If you want something that looks more professional than gunk or sticky tape, buy hard plastic sheet, or cut it from packaging. Clear acetate sheet looks good and can be bent up to make locating tabs if you don't want to glue it.
Get it from craft/modelling suppliers. Heat resistant is available.
Example...
http://www.stix2.co.uk/a4-clear-heat-resistant-acetate-sheets

Yep, that's stuff I was talking about! I guess it must be the same as the old overhead transparency sheets, since those projectors used to get really hot.
My solution for holding it in place is to drill holes in it for the pot legs to go through rather than making tabs.

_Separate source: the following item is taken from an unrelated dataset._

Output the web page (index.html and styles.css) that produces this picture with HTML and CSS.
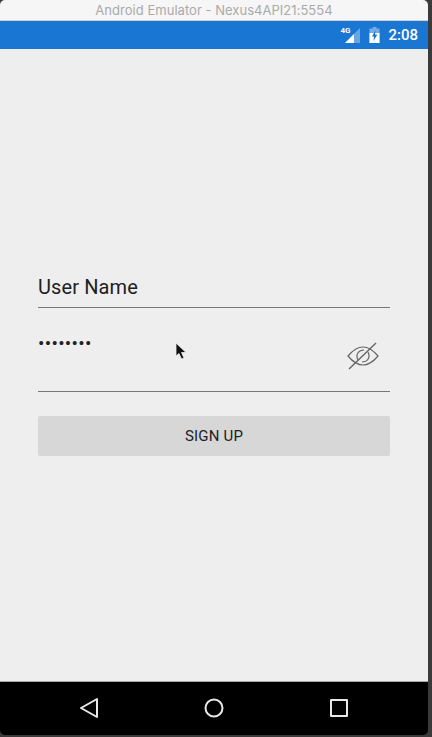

I use the PCB for a guide before I put the components on it - draw around it or at least mark a bit big enough to cover the pots, and then poke a pin through the PCB holes to mark the drill holes.

amptramp

Re: PCB Insulation
« Reply #27 on: November 01, 2017, 06:47:29 PM »
I still have a sheet of fishpaper, the grey cardboard material that used to be used as a spacer and insulator in consumer electronics decades ago.  It always seemed to do the job.

blackieNYC

Re: PCB Insulation
« Reply #28 on: November 01, 2017, 07:14:27 PM »
Could try hot glue stix.. you can get them in all different colors and it peels off fairly easy if needed..

I like hot glue to hold down ICs and socketed components BUT I've found you have to make sure a little glue gets under the IC socket, thus wrapping around the component on 3 sides. If I don't do this they come off quite often. You just pick at it a little and you can get it all off quickly.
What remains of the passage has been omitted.